Nearly $161.5 billion of venture capital poured into U.S.-based companies last year, as the private markets and tech startup ecosystem had another banner year.

While the country as a whole saw new highs reached in venture, so did states such as Washington, North Carolina and Minnesota — not just in the amount of capital raised by private companies in those states, but also in terms of the percentage of total venture capital dollars in the country, Crunchbase data shows.

 

In fact, while the holy trinity of the startup world — California, Massachusetts and New York — still made up 73.1 percent of venture funding in the U.S. last year, 14 states saw at least $1.5 billion roll into companies headquartered there, according to Crunchbase numbers.

That number is up from 10 states in 2019, and only a half dozen just five years ago.

“I really think we are at a shake-the-snowglobe moment,” said Steve Case, founder of Washington, D.C.-based venture firm Revolution, which focuses on investing outside the major hubs of Silicon Valley, New York and Boston. “There are more investors looking at all areas now.”
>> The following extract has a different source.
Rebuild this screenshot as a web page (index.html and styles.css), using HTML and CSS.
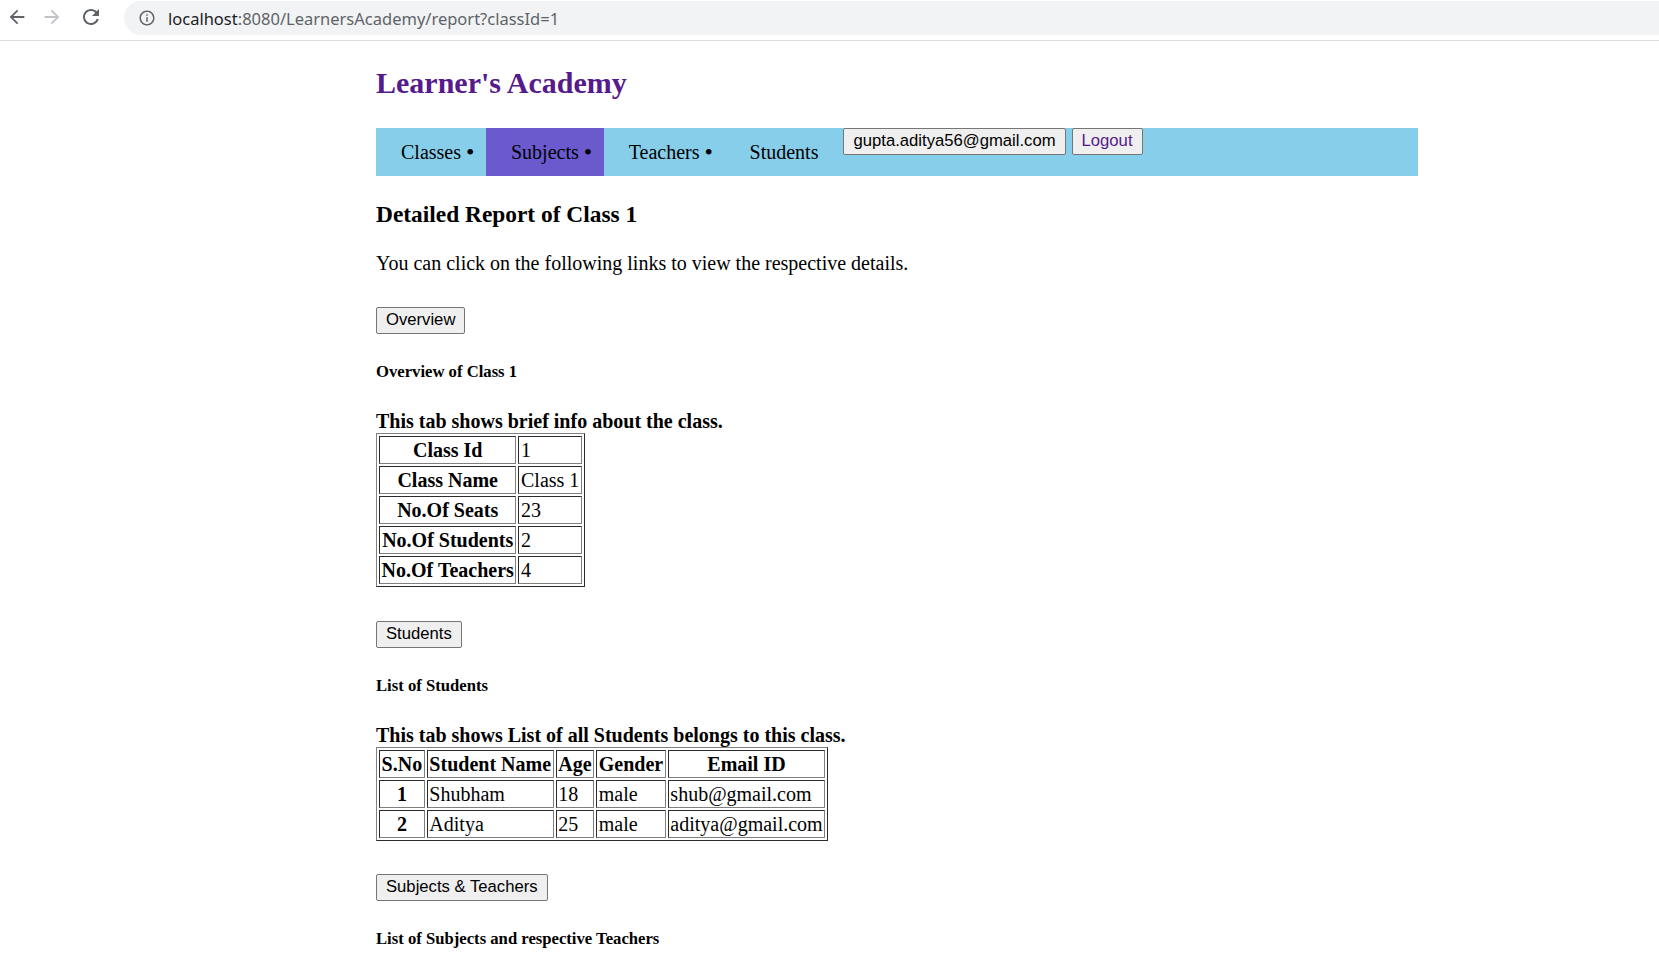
FILE: index.html
```html
<!DOCTYPE html>
<html lang="en">
<head>
<meta charset="utf-8">
<title>Learner's Academy - Report</title>
<link rel="stylesheet" href="styles.css">
</head>
<body>
<div class="chrome">
  <svg class="ic ic-back" viewBox="0 0 24 24"><path d="M20 11H7.83l5.59-5.59L12 4l-8 8 8 8 1.41-1.41L7.83 13H20v-2z"/></svg>
  <svg class="ic ic-fwd" viewBox="0 0 24 24"><path d="M12 4l-1.41 1.41L16.17 11H4v2h12.17l-5.58 5.59L12 20l8-8z"/></svg>
  <svg class="ic ic-reload" viewBox="0 0 24 24"><path d="M17.65 6.35C16.2 4.9 14.21 4 12 4c-4.42 0-7.99 3.58-7.99 8s3.57 8 7.99 8c3.73 0 6.84-2.55 7.73-6h-2.08c-.82 2.33-3.04 4-5.65 4-3.31 0-6-2.69-6-6s2.69-6 6-6c1.66 0 3.14.69 4.22 1.78L13 11h7V4l-2.35 2.35z"/></svg>
  <div class="omnibox">
    <svg class="ic-info" viewBox="0 0 24 24"><path d="M11 7h2v2h-2zm0 4h2v6h-2zm1-9C6.48 2 2 6.48 2 12s4.48 10 10 10 10-4.48 10-10S17.52 2 12 2zm0 18c-4.41 0-8-3.590-8-8s3.59-8 8-8 8 3.59 8 8-3.59 8-8 8z"/></svg>
    <span class="host">localhost</span><span class="path">:8080/LearnersAcademy/report?classId=1</span>
  </div>
</div>

<main class="page">
  <h2 class="brand"><a href="#">Learner's Academy</a></h2>

  <nav class="menu">
    <span class="menu-item">Classes <span class="dot">•</span></span>
    <span class="menu-item active">Subjects <span class="dot">•</span></span>
    <span class="menu-item">Teachers <span class="dot">•</span></span>
    <span class="menu-item last">Students</span>
    <div class="user">
      <button class="btn">gupta.aditya56@gmail.com</button>
      <button class="btn logout">Logout</button>
    </div>
  </nav>

  <h3 class="title">Detailed Report of Class 1</h3>
  <p class="intro">You can click on the following links to view the respective details.</p>

  <div class="tab-btn first"><button class="btn">Overview</button></div>
  <h5 class="tab-title">Overview of Class 1</h5>
  <h4 class="tab-desc">This tab shows brief info about the class.</h4>
  <table class="grid">
    <tr><th>Class Id</th><td>1</td></tr>
    <tr><th>Class Name</th><td>Class 1</td></tr>
    <tr><th>No.Of Seats</th><td>23</td></tr>
    <tr><th>No.Of Students</th><td>2</td></tr>
    <tr><th>No.Of Teachers</th><td>4</td></tr>
  </table>

  <div class="tab-btn"><button class="btn">Students</button></div>
  <h5 class="tab-title">List of Students</h5>
  <h4 class="tab-desc">This tab shows List of all Students belongs to this class.</h4>
  <table class="grid">
    <tr><th>S.No</th><th>Student Name</th><th>Age</th><th>Gender</th><th class="wide">Email ID</th></tr>
    <tr><th>1</th><td>Shubham</td><td>18</td><td>male</td><td>shub@gmail.com</td></tr>
    <tr><th>2</th><td>Aditya</td><td>25</td><td>male</td><td>aditya@gmail.com</td></tr>
  </table>

  <div class="tab-btn last"><button class="btn">Subjects &amp; Teachers</button></div>
  <h5 class="tab-title">List of Subjects and respective Teachers</h5>
</main>
</body>
</html>
```

FILE: styles.css
```css
html, body {
  margin: 0;
  padding: 0;
  background: #fff;
}

body {
  font-family: "Liberation Serif", "Times New Roman", serif;
  color: #000;
  overflow: hidden;
}

/* browser chrome */
.chrome {
  height: 40px;
  border-bottom: 1px solid #dadce0;
  display: flex;
  align-items: flex-start;
  background: #fff;
}

.ic {
  width: 22px;
  height: 22px;
  margin-top: 6px;
  fill: #5f6368;
  flex: none;
}

.ic-back {
  margin-left: 6px;
}

.ic-fwd {
  margin-left: 13px;
  fill: #bfc2c6;
}

.ic-reload {
  width: 24px;
  height: 24px;
  margin-top: 5px;
  margin-left: 16px;
}

.omnibox {
  flex: 1;
  margin-left: 21px;
  margin-top: 1px;
  height: 34px;
  background: #f1f3f4;
  border-radius: 17px 0 0 17px;
  display: flex;
  align-items: center;
  font-family: "Noto Sans", "Open Sans", sans-serif;
  font-size: 16.5px;
  white-space: nowrap;
}

.ic-info {
  width: 18px;
  height: 18px;
  margin-left: 14px;
  fill: #5f6368;
  flex: none;
}

.host {
  margin-left: 12px;
  color: #202124;
}

.path {
  color: #5f6368;
}

/* page */
.page {
  margin-left: 376px;
  width: 1042px;
}

.brand {
  margin: 25px 0 0;
  font-size: 30px;
  line-height: 34px;
  font-weight: bold;
}

.brand a {
  color: #551a8b;
  text-decoration: none;
}

.menu {
  margin-top: 28px;
  height: 48px;
  background: #87ceeb;
  display: flex;
  align-items: flex-start;
}

.menu-item {
  font-size: 20px;
  line-height: 48px;
  padding: 0 11.6px 0 25px;
  color: #000;
  white-space: nowrap;
}

.menu-item .dot {
  font-size: 24px;
  line-height: 20px;
  vertical-align: -1px;
}

.menu-item.active {
  background: #6a5acd;
}

.menu-item.last {
  padding-right: 25px;
}

.user {
  display: flex;
  gap: 6px;
}

.btn {
  font-family: "Liberation Sans", Arial, sans-serif;
  font-size: 16.67px;
  line-height: 20px;
  padding: 2px 9px 3px;
  border: 1px solid #767676;
  border-radius: 2px;
  background: #efefef;
  color: #000;
  margin: 0;
  white-space: nowrap;
}

.btn.logout {
  color: #551a8b;
}

.title {
  margin: 25px 0 0;
  font-size: 23.4px;
  line-height: 27px;
  font-weight: bold;
}

.intro {
  margin: 24px 0 0;
  font-size: 20px;
  line-height: 23px;
}

.tab-btn {
  display: flex;
  margin-top: 34px;
}

.tab-btn.first {
  margin-top: 32px;
}

.tab-btn.last {
  margin-top: 33px;
}

.tab-title {
  margin: 28px 0 0;
  font-size: 16.67px;
  line-height: 19px;
  font-weight: bold;
}

.tab-desc {
  margin: 29px 0 0;
  font-size: 20px;
  line-height: 23px;
  font-weight: bold;
}

.grid {
  border: 1px outset grey;
  border-spacing: 2px;
  font-size: 20px;
}

.grid th,
.grid td {
  border: 1px inset grey;
  padding: 1px 1.6px;
  line-height: 24px;
}

.grid th {
  font-weight: bold;
  text-align: center;
}

.grid td {
  text-align: left;
}
```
The numbers — most agree — do not spell disaster for the coastal states that are used to dominating the venture capital market.
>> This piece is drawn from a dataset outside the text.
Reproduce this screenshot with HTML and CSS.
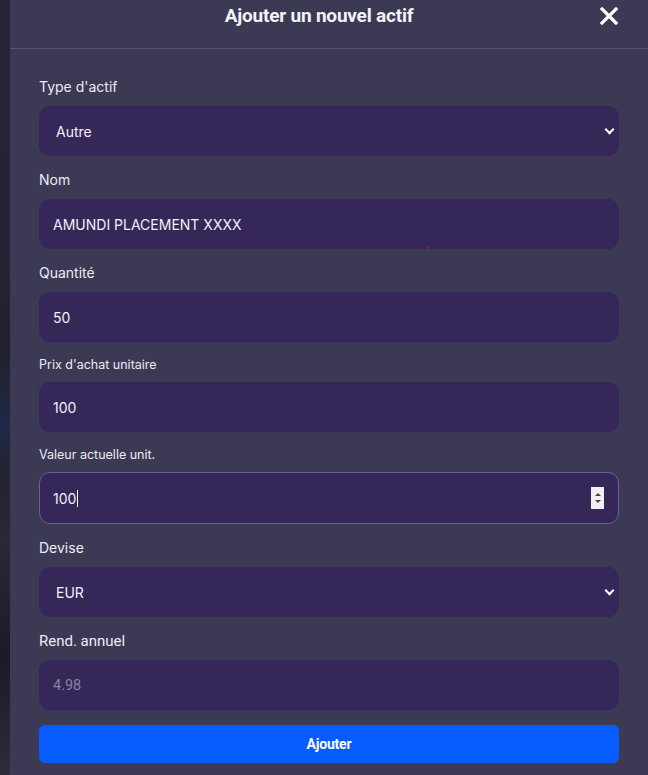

Instead, many sees the further distribution of venture dollars as a general maturation of the tech and startup ecosystem in several so-called “secondary markets” that are now spawning second- and third-generation companies — similar to what Boston and Silicon Valley have done for decades now — and entrepreneurs waking up to the idea that a successful company can be started anywhere as tech talent increases and reaches across the country.
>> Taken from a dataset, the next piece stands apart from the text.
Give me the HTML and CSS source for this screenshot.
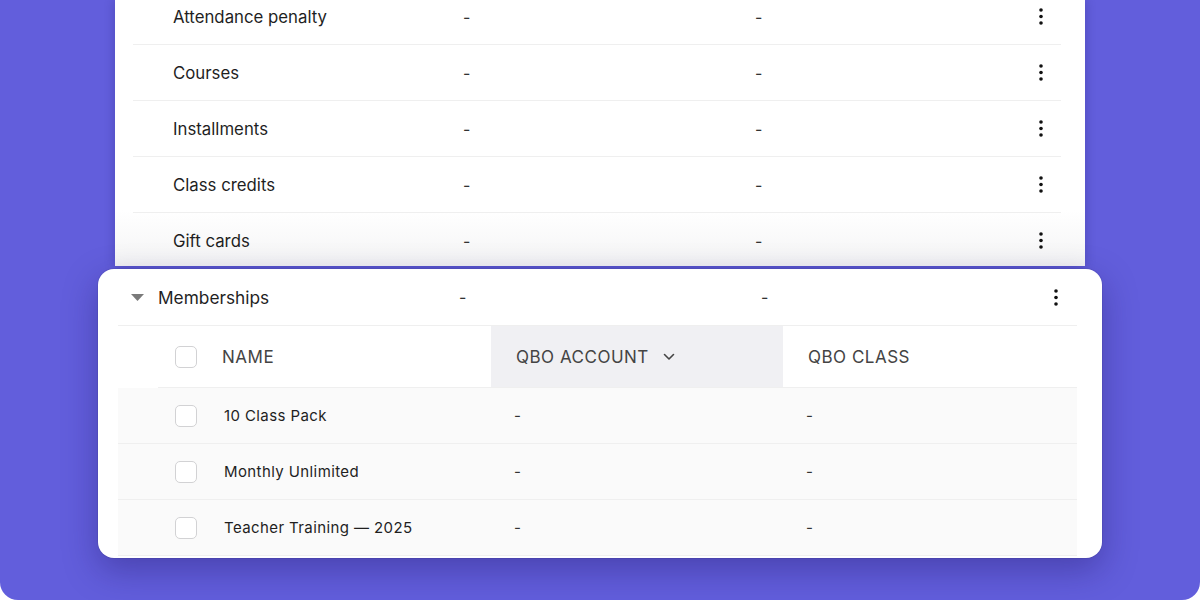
FILE: index.html
```html
<!DOCTYPE html>
<html>
<head>
<meta charset="utf-8">
<link rel="stylesheet" href="styles.css">
</head>
<body>
<div class="canvas">
  <div class="back-card">
    <div class="back-rows">
      <div class="row"><span class="name">Attendance penalty</span><span class="dash">-</span><span class="dash">-</span><svg class="kebab" width="4" height="17" viewBox="0 0 4 17"><circle cx="2" cy="2" r="1.8"/><circle cx="2" cy="8.5" r="1.8"/><circle cx="2" cy="15" r="1.8"/></svg></div>
      <div class="row"><span class="name">Courses</span><span class="dash">-</span><span class="dash">-</span><svg class="kebab" width="4" height="17" viewBox="0 0 4 17"><circle cx="2" cy="2" r="1.8"/><circle cx="2" cy="8.5" r="1.8"/><circle cx="2" cy="15" r="1.8"/></svg></div>
      <div class="row"><span class="name">Installments</span><span class="dash">-</span><span class="dash">-</span><svg class="kebab" width="4" height="17" viewBox="0 0 4 17"><circle cx="2" cy="2" r="1.8"/><circle cx="2" cy="8.5" r="1.8"/><circle cx="2" cy="15" r="1.8"/></svg></div>
      <div class="row"><span class="name">Class credits</span><span class="dash">-</span><span class="dash">-</span><svg class="kebab" width="4" height="17" viewBox="0 0 4 17"><circle cx="2" cy="2" r="1.8"/><circle cx="2" cy="8.5" r="1.8"/><circle cx="2" cy="15" r="1.8"/></svg></div>
      <div class="row"><span class="name">Gift cards</span><span class="dash">-</span><span class="dash">-</span><svg class="kebab" width="4" height="17" viewBox="0 0 4 17"><circle cx="2" cy="2" r="1.8"/><circle cx="2" cy="8.5" r="1.8"/><circle cx="2" cy="15" r="1.8"/></svg></div>
    </div>
  </div>

  <div class="front-card">
    <div class="group-row">
      <svg class="caret" width="13" height="7" viewBox="0 0 13 7"><path d="M0 0H13L6.5 7Z"/></svg>
      <span class="group-name">Memberships</span>
      <span class="dash">-</span>
      <span class="dash">-</span>
      <svg class="kebab" width="4" height="17" viewBox="0 0 4 17"><circle cx="2" cy="2" r="1.8"/><circle cx="2" cy="8.5" r="1.8"/><circle cx="2" cy="15" r="1.8"/></svg>
    </div>
    <div class="thead">
      <div class="th th-name"><span class="check"></span><span>NAME</span></div>
      <div class="th th-active"><span>QBO ACCOUNT</span><svg class="chev" width="12" height="8" viewBox="0 0 12 8"><path d="M1.5 1.5L6 6L10.5 1.5"/></svg></div>
      <div class="th th-class"><span>QBO CLASS</span></div>
    </div>
    <div class="tbody">
      <div class="tr"><div class="td td-name"><span class="check"></span><span>10 Class Pack</span></div><div class="td">-</div><div class="td">-</div></div>
      <div class="tr"><div class="td td-name"><span class="check"></span><span>Monthly Unlimited</span></div><div class="td">-</div><div class="td">-</div></div>
      <div class="tr"><div class="td td-name"><span class="check"></span><span>Teacher Training — 2025</span></div><div class="td">-</div><div class="td">-</div></div>
    </div>
  </div>
</div>
</body>
</html>
```

FILE: styles.css
```css
* { box-sizing: border-box; }
html, body { margin: 0; padding: 0; background: #ffffff; }
body { font-family: Inter, "Noto Sans", sans-serif; color: #1f1f1f; }

.canvas {
  width: 1200px;
  height: 600px;
  background: #625edc;
  border-radius: 0 0 18px 18px;
  overflow: hidden;
  display: flex;
  flex-direction: column;
}

.back-card {
  margin-left: 115px;
  width: 970px;
  height: 266px;
  flex: none;
  overflow: hidden;
  background: linear-gradient(to bottom, #ffffff 0, #ffffff 210px, #f4f4f5 266px);
  box-shadow: 0 0 10px rgba(20, 10, 80, 0.25);
  padding: 0 24px 0 18px;
}

.back-rows { margin-top: -11px; }

.row {
  height: 56px;
  display: grid;
  grid-template-columns: 290px 292px 1fr 4px;
  align-items: center;
  padding: 0 18px 0 40px;
  border-bottom: 1px solid #efefef;
  font-size: 16.8px;
  color: #1f1f1f;
}

.dash { color: #333; font-size: 16px; }

.kebab { fill: #111; display: block; }

.front-card {
  margin-top: 3px;
  margin-left: 98px;
  width: 1004px;
  height: 289px;
  flex: none;
  background: #ffffff;
  border-radius: 16px;
  box-shadow: 0 0 0 1px rgba(0, 0, 0, 0.06), 0 12px 34px rgba(25, 15, 90, 0.35);
  padding: 0 25px 0 20px;
  overflow: hidden;
}

.group-row {
  height: 57px;
  display: grid;
  grid-template-columns: 27px 301px 302px 1fr 4px;
  align-items: center;
  padding: 0 19px 0 13px;
  border-bottom: 1px solid #efefef;
}

.caret { fill: #7a7a7a; display: block; }
.group-name { font-size: 17.3px; color: #1f1f1f; }

.thead {
  margin-left: 40px;
  height: 62px;
  display: grid;
  grid-template-columns: 333px 292px 1fr;
  border-bottom: 1px solid #efefef;
  font-size: 17px;
  letter-spacing: 0.5px;
  color: #444444;
}

.th { display: flex; align-items: center; }
.th-name { padding-left: 17px; gap: 25px; }
.th-active { background: #f0f0f3; padding-left: 25px; gap: 14px; }
.th-class { padding-left: 25px; }

.chev { fill: none; stroke: #444; stroke-width: 1.6; stroke-linecap: round; stroke-linejoin: round; display: block; }

.check {
  width: 22px;
  height: 22px;
  border: 1.5px solid #d2d2d4;
  border-radius: 5px;
  background: #ffffff;
  flex: none;
}

.tr {
  height: 56px;
  display: grid;
  grid-template-columns: 373px 292px 1fr;
  background: #fafafa;
  border-bottom: 1px solid #efefef;
  font-size: 15px;
  letter-spacing: 0.4px;
  color: #1f1f1f;
}

.td { display: flex; align-items: center; padding-left: 23px; color: #333; }
.td-name { padding-left: 57px; gap: 27px; color: #1f1f1f; }
```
“I don’t think you’ll ever see the Bay Area recreated,” said Mike Smerklo, co-founder and managing director at Next Coast Ventures in Austin. “There are only five or seven places like it in the world — like London or Hong Kong.”

In fact, both California and Massachusetts saw their total percentage of venture capital increase. The Golden State jumped from 48.8 percent of total funding in the U.S. in 2019 to 52.2 percent last year, however both are a drop from the 57.2 percent the state received in 2018. Massachusetts similarly jumped from 8.2 percent of U.S. venture investment in 2019 to 9.9 percent last year.